OPPORTUNITY IN DISGUISE

 

Steven Spielberg was 27 when he made ‘Jaws’.

The budget was just $4 million.

That’s the only reason Spielberg got the chance.

He was pretty much unheard of, just a kid.

So, since this wasn’t such a big film, they took a chance.

This was only supposed to be a monster movie, like Godzilla.

A big scary creature that goes around eating people.

But straight away the problems started.

The monster, the shark, didn’t look good and it didn’t work.

Spielberg tried everything to get Universal Studios to make him a better shark.

But the best special effects guys were working on the studio’s two biggest pictures that year.

These were ‘Airport 75’ and ‘Hindenburg’.

The pictures everyone thought would make the studio’s fortune.

So Spielberg was stuck with a monster that he couldn’t show.

Then he had a thought: what would Hitchcock do?

If you can’t show it, don’t show it.

The main lesson he’d learned from Hitchcock is that suggesting something can be more powerful than showing it.

Because imagination is more powerful than reality.

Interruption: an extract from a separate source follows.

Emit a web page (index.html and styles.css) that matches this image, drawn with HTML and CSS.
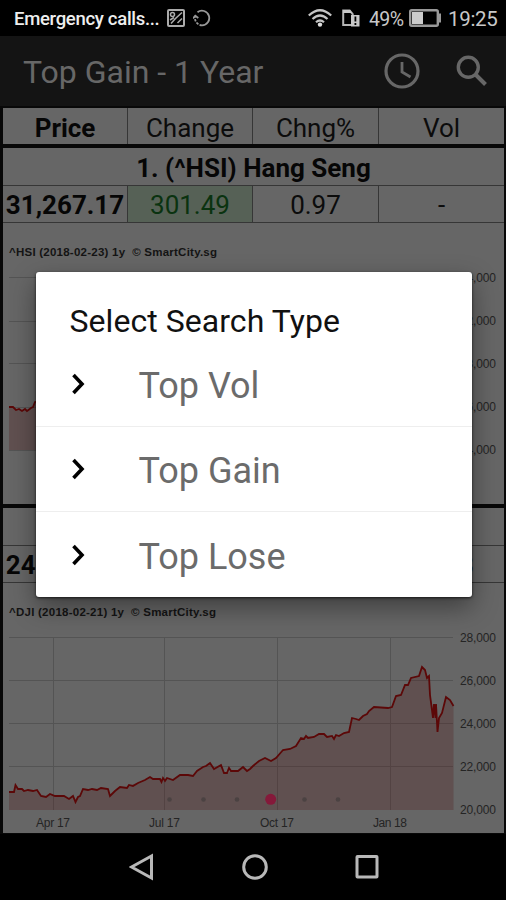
FILE: index.html
```html
<!DOCTYPE html>
<html lang="en">
<head>
  <meta charset="UTF-8">
  <title>Top Gain - 1 Year</title>
  <link rel="stylesheet" href="styles.css">
</head>
<body>
  <div class="phone">
    <!-- Status bar -->
    <div class="status">
      <span class="carrier">Emergency calls...</span>
      <svg class="ic-image" width="18" height="18" viewBox="0 0 18 18" fill="none" stroke="#aaa" stroke-width="2">
        <rect x="1" y="1" width="16" height="16" rx="1"/>
        <circle cx="5.500" cy="5.500" r="2" stroke-width="1.500"/>
        <path d="M15 3.500 8.500 9.500 4 14.500M3 11l4-2.500M10.500 14l4.500-4.500" stroke-width="1.500"/>
      </svg>
      <svg class="ic-sync" width="18" height="18" viewBox="0 0 18 18" fill="none" stroke="#999" stroke-width="1.800">
        <path d="M4.500 3.200A7.300 7.300 0 1 1 9 16.300"/>
        <path d="M9 16.300A7.300 7.300 0 0 1 2.200 7" stroke-dasharray="2.500 1.300"/>
        <path d="M0 9.500l2.300-2.800 3 2.300"/>
      </svg>
      <span class="spacer"></span>
      <svg class="ic-wifi" width="24" height="18" viewBox="0 0 24 18" fill="none" stroke="#c4c4c4" stroke-width="2.200">
        <path d="M.8 6.500Q12-4 23.200 6.500M4.500 10Q12 3 19.500 10M8 13.300q4-3.600 8 0"/>
        <circle cx="12" cy="15.600" r="2.200" fill="#ddd" stroke="none"/>
      </svg>
      <svg class="ic-sim" width="18" height="18" viewBox="0 0 18 18">
        <path d="M1.200 16V1.500h6.500l3 3.500v11z" fill="none" stroke="#b5b5b5" stroke-width="2"/>
        <path d="M1 1h7l2 3H1z" fill="#c8c8c8"/>
        <path d="M9 6h8.500v11.500H9z" fill="#c8c8c8"/>
        <path d="M12.500 7.500h1.800v5h-1.800zM12.500 14h1.800v2h-1.800z" fill="#000"/>
      </svg>
      <span class="percent">49%</span>
      <svg class="ic-battery" width="33" height="18" viewBox="0 0 33 18">
        <rect x="1.200" y="1.200" width="27.600" height="15.600" rx="1.500" fill="none" stroke="#999" stroke-width="2.400"/>
        <rect x="3" y="3" width="11" height="12" fill="#ccc"/>
        <path d="M30 4.500h2v9h-2z" fill="#999"/>
      </svg>
      <span class="clock">19:25</span>
    </div>

    <!-- App bar -->
    <div class="appbar">
      <h1>Top Gain - 1 Year</h1>
      <svg class="ic-clock" width="36" height="36" viewBox="0 0 36 36" fill="none" stroke="#676767" stroke-width="3.200">
        <circle cx="18" cy="18" r="16"/>
        <path d="M18 9v10l8.500 5" stroke-width="2.800"/>
      </svg>
      <svg class="ic-search" width="32" height="32" viewBox="0 0 32 32" fill="none" stroke="#676767" stroke-width="3.400">
        <circle cx="12.300" cy="12.300" r="10"/>
        <path d="M19.500 19.500 29.500 29.500" stroke-width="4"/>
      </svg>
    </div>

    <!-- Stock list -->
    <div class="list">
      <div class="row head">
        <span class="bold">Price</span><span>Change</span><span>Chng%</span><span>Vol</span>
      </div>
      <div class="stock">
        <div class="name">1. (^HSI) Hang Seng</div>
        <div class="row values">
          <span class="bold">31,267.17</span><span class="up">301.49</span><span>0.97</span><span>-</span>
        </div>
        <svg class="chart" width="501" height="281" viewBox="3 223 501 281">
          <text class="caption" x="9" y="256" textLength="208" xml:space="preserve">^HSI (2018-02-23) 1y  © SmartCity.sg</text>
          <path class="grid" d="M9 277.500H453M9 321.500H453M9 363.500H453M9 407.500H453M9 450.500H453"/>
          <path class="area" d="M9 407 13 407 16 410 19 409 22 411 25 409 27 411 31 408 33 407 35 402 60 398V450H9Z"/>
          <path class="line" d="M9 407 13 407 16 410 19 409 22 411 25 409 27 411 31 408 33 407 35 402 60 398"/>
          <g class="axis">
            <text x="460" y="282" textLength="36">34,000</text>
            <text x="460" y="325" textLength="36">32,000</text>
            <text x="460" y="368" textLength="36">28,000</text>
            <text x="460" y="411" textLength="36">26,000</text>
            <text x="460" y="454" textLength="36">24,000</text>
          </g>
        </svg>
      </div>
      <div class="stock">
        <div class="name"></div>
        <div class="row values">
          <span class="bold">24,797.78</span><span></span><span></span><span>418.3</span>
        </div>
        <svg class="chart" width="501" height="250" viewBox="3 583 501 250">
          <text class="caption" x="9" y="616" textLength="207" xml:space="preserve">^DJI (2018-02-21) 1y  © SmartCity.sg</text>
          <path class="grid" d="M9 637.500H453M9 680.500H453M9 723.500H453M9 766.500H453M53.500 638V810M164.500 638V810M277.500 638V810M390.500 638V810"/>
          <path class="area" d="M9 792 14 792 15.500 785 18 789 22 789 24 791 37 790 41 796 46 797 50 794 55 796 64 796 69 799 73 796 75.500 802 78 797 80 796 83 789 88 790 92 789 97 790 101 788 108 789 110 796 115 791 120 787 127 788 129 785 138 783 145 780 150 777 153 779 160 779 163 781 166 778 173 780 180 775 188 775 193 776 197 771 203 767 210 763 214 769 221 765 224 773 228 773 231 770 238 771 243 767 247 771 250 769 253 766 259 761 265 758 271 761 276 758 283 750 290 749 296 746 301 738 306 736 314 737 319 734 324 734 327 737 332 738 335 736 339 736 344 733 349 732 352 718 356 719 359 720 363 716 367 714 369 711 374 707 388 708 392 707 396 696 401 695 405 685 408 685 411 678 419 676 422 667 427 675 429 678 430 695 433 708 434 717 435 705 437.500 732 439 718 442 713 446 697 450 700 453.500 706V810H9Z"/>
          <path class="line" d="M9 792 14 792 15.500 785 18 789 22 789 24 791 28 790 33 791 37 790 41 796 46 797 50 794 55 796 64 796 69 799 73 796 75.500 802 78 797 80 796 83 789 88 790 92 789 97 790 101 788 108 789 110 796 115 791 120 787 127 788 129 785 133 786 138 783 145 780 150 777 153 779 160 779 161.500 782 163 778 165 781 167 778 173 780 180 775 188 775 193 776 197 771 203 767 206 766 210 763 214 769 221 765 224 773 227 773 229 768 231 771 238 771 243 767 247 771 250 769 253 766 259 761 265 758 271 761 276 758 283 750 290 749 296 746 301 738 304 739 306 736 308 738 314 737 319 734 324 734 327 737 332 736 334 739 336 735 339 736 344 733 349 732 352 718 356 719 359 720 363 716 367 714 369 711 374 707 388 708 392 707 396 696 401 695 405 685 408 685 411 678 419 676 422 667 425 670 427 678 429 676 430 695 433 718 434 704 435.500 718 436 704 437.500 732 439 718 442 713 446 697 450 700 453.500 706"/>
          <g class="axis">
            <text x="460" y="642" textLength="36">28,000</text>
            <text x="460" y="685" textLength="36">26,000</text>
            <text x="460" y="728" textLength="36">24,000</text>
            <text x="460" y="771" textLength="36">22,000</text>
            <text x="460" y="814" textLength="36">20,000</text>
            <text x="36" y="827" textLength="34">Apr 17</text>
            <text x="149" y="827" textLength="31">Jul 17</text>
            <text x="260" y="827" textLength="34">Oct 17</text>
            <text x="373" y="827" textLength="34">Jan 18</text>
          </g>
          <!-- page dots -->
          <g fill="#4b4242">
            <circle cx="169.500" cy="799.500" r="2.300"/>
            <circle cx="203.500" cy="799.500" r="2.300"/>
            <circle cx="237" cy="799.500" r="2.300"/>
            <circle cx="304.500" cy="799.500" r="2.300"/>
            <circle cx="338" cy="799.500" r="2.300"/>
          </g>
          <circle cx="270.700" cy="799.300" r="5.500" fill="#85193a"/>
        </svg>
      </div>
    </div>

    <!-- Android nav bar -->
    <div class="navbar">
      <svg width="26" height="28" viewBox="0 0 26 28"><path d="M2.500 14 22.500 3V25Z"/></svg>
      <svg width="26" height="28" viewBox="0 0 26 28"><circle cx="13" cy="14" r="11.300"/></svg>
      <svg width="26" height="28" viewBox="0 0 26 28"><rect x="3" y="3.500" width="20" height="20.500" rx=".5"/></svg>
    </div>

    <!-- Search type dialog -->
    <div class="dialog">
      <h2>Select Search Type</h2>
      <ul>
        <li><svg width="16" height="24" viewBox="0 0 16 24"><path d="M2.500 3 11 12 2.500 21"/></svg><span>Top Vol</span></li>
        <li><svg width="16" height="24" viewBox="0 0 16 24"><path d="M2.500 3 11 12 2.500 21"/></svg><span>Top Gain</span></li>
        <li><svg width="16" height="24" viewBox="0 0 16 24"><path d="M2.500 3 11 12 2.500 21"/></svg><span>Top Lose</span></li>
      </ul>
    </div>
  </div>
</body>
</html>
```
FILE: styles.css
```css
* {
  box-sizing: border-box;
}

body {
  margin: 0;
  background: #000;
  font-family: Roboto, "Liberation Sans", sans-serif;
}

.phone {
  position: relative;
  width: 506px;
  height: 900px;
  overflow: hidden;
}

svg {
  display: block;
  flex: none;
}

.status {
  display: flex;
  align-items: center;
  height: 36px;
  padding: 0 7px 0 14px;
  color: #c8c8c8;
  font-size: 20px;
  white-space: nowrap;
}

.carrier {
  width: 153px;
  padding-top: 2px;
  color: #eee;
  font-size: 18.5px;
  font-weight: 500;
  letter-spacing: -.3px;
}

.ic-sync {
  margin-left: 8px;
}

.spacer {
  flex: 1;
}

.ic-sim {
  margin-left: 10px;
}

.percent {
  width: 37px;
  margin-left: 9px;
  padding-top: 2px;
  font-size: 19.5px;
  letter-spacing: -.6px;
}

.clock {
  width: 51px;
  margin-left: 6px;
  padding-top: 2px;
  font-size: 20.5px;
  letter-spacing: -.3px;
}

.ic-battery {
  margin-left: 3px;
}

.appbar {
  display: flex;
  align-items: center;
  height: 70px;
  padding: 0 18px 0 23px;
  background: #141414;
}

.appbar h1 {
  flex: 1;
  margin: 2px 0 0;
  color: #676767;
  font-size: 32px;
  font-weight: 400;
}

.ic-search {
  margin-left: 36px;
}

.list {
  height: 728px;
  padding: 2px 2px 0 3px;
  background: #080808;
}

.row {
  display: grid;
  grid-template-columns: 125px 125px 126px 125px;
  height: 38px;
  overflow: hidden;
  background: #666;
  color: #0c0c0c;
  font-size: 26px;
  line-height: 38px;
  text-align: center;
}

.row span {
  border-right: 1px solid #363636;
}

.row span:last-child {
  border-right: 0;
}

.head {
  height: 36px;
  line-height: 40px;
}

.bold,
.name {
  color: #060606;
  font-weight: 700;
}

.stock {
  margin-top: 4px;
}

.name {
  height: 37px;
  background: #666;
  font-size: 26px;
  line-height: 40px;
  text-align: center;
}

.values {
  border-top: 1px solid #363636;
  border-bottom: 1px solid #363636;
}

.row .up {
  background: #566156;
  color: #0a3310;
}

.chart {
  background: #666;
}

.caption {
  fill: #141414;
  font: bold 11.5px "Liberation Sans", sans-serif;
}

.axis {
  fill: #242424;
  font: 12px "Liberation Sans", sans-serif;
}

.grid {
  fill: none;
  stroke: #545454;
}

.area {
  fill: rgba(80, 20, 20, .26);
}

.line {
  fill: none;
  stroke: #5c0808;
  stroke-width: 1.8;
}

.navbar {
  display: flex;
  justify-content: center;
  gap: 86.5px;
  height: 66px;
  padding: 19px 0 0 3px;
}

.navbar svg {
  fill: none;
  stroke: #b8b8b8;
  stroke-width: 3;
}

.dialog {
  position: absolute;
  top: 272px;
  left: 35.5px;
  width: 436px;
  height: 325px;
  border-radius: 3px;
  background: #fff;
  box-shadow: 0 10px 26px rgba(0, 0, 0, .4), 0 1px 3px rgba(0, 0, 0, .7);
}

.dialog h2 {
  height: 70px;
  margin: 0;
  padding: 30px 0 0 34px;
  color: #111;
  font-size: 32px;
  font-weight: 400;
  line-height: 38px;
  letter-spacing: .05px;
}

.dialog ul {
  margin: 0;
  padding: 0;
  list-style: none;
}

.dialog li {
  display: flex;
  align-items: center;
  height: 85px;
  padding-left: 35px;
  border-bottom: 1px solid #eee;
  color: #6b6b6b;
  font-size: 36px;
}

.dialog li:last-child {
  border-bottom: 0;
}

.dialog li span {
  padding-top: 4px;
}

.dialog li svg {
  margin-right: 52px;
  fill: none;
  stroke: #000;
  stroke-width: 3.6;
}
```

So Spielberg built a waterproof box that allowed him to film underwater.

The shark’s POV.

The camera moving through the water looking for prey.

Cut to above the waves, to see everyone’s POV: happy people swimming.

Cut to below the waves, to see the shark’s POV: legs as food.

The people above can’t see anything.

That’s much more terrifying.

Then Spielberg took something else from Hitchcock.

Use the visual rhetoric of the camera to deceive.

In Hitchcock’s ‘Suspicion’ for instance, Cary Grant suspects his wife is trying to poison him.

So the camera cuts between his eyes and the milk she is bringing him.

Cut to his eyes.

Cut to the milk.

Cut back to his eyes.

Cut back to the milk.

(The camera is telling us the milk is poisoned.)

Eventually Cary Grant refuses the milk.

So his wife drinks it.

It wasn’t poisoned at all, he imagined it, and so did we.

The camera deceived us into thinking like Cary Grant.

Spielberg would use that technique.

Sometimes the underwater camera would actually be the shark’s POV, getting ready to strike.

Sometimes it wouldn’t.

Sometimes it would just be a harmless underwater shot.

The audience wouldn’t know what to expect.

And not knowing is an even bigger fear than knowing.

Certainty is fear.

But uncertainty is terror.

Not being able to use the shark was actually the best thing that could have happened to Spielberg.

He knew that the star of the movie was the shark.

But the lack of it forced him to use the camera to do all the work.

Which established him as a director in Hitchcock’s league.

A master filmmaker, at 27 years old.

Spielberg says “After Jaws I could make absolutely any movie I wanted, because everyone trusted me, totally.”

Jaws was the first film ever to gross $100 million, and went on to gross over $500 million.

 

All because Spielberg had to find a creative way round a problem.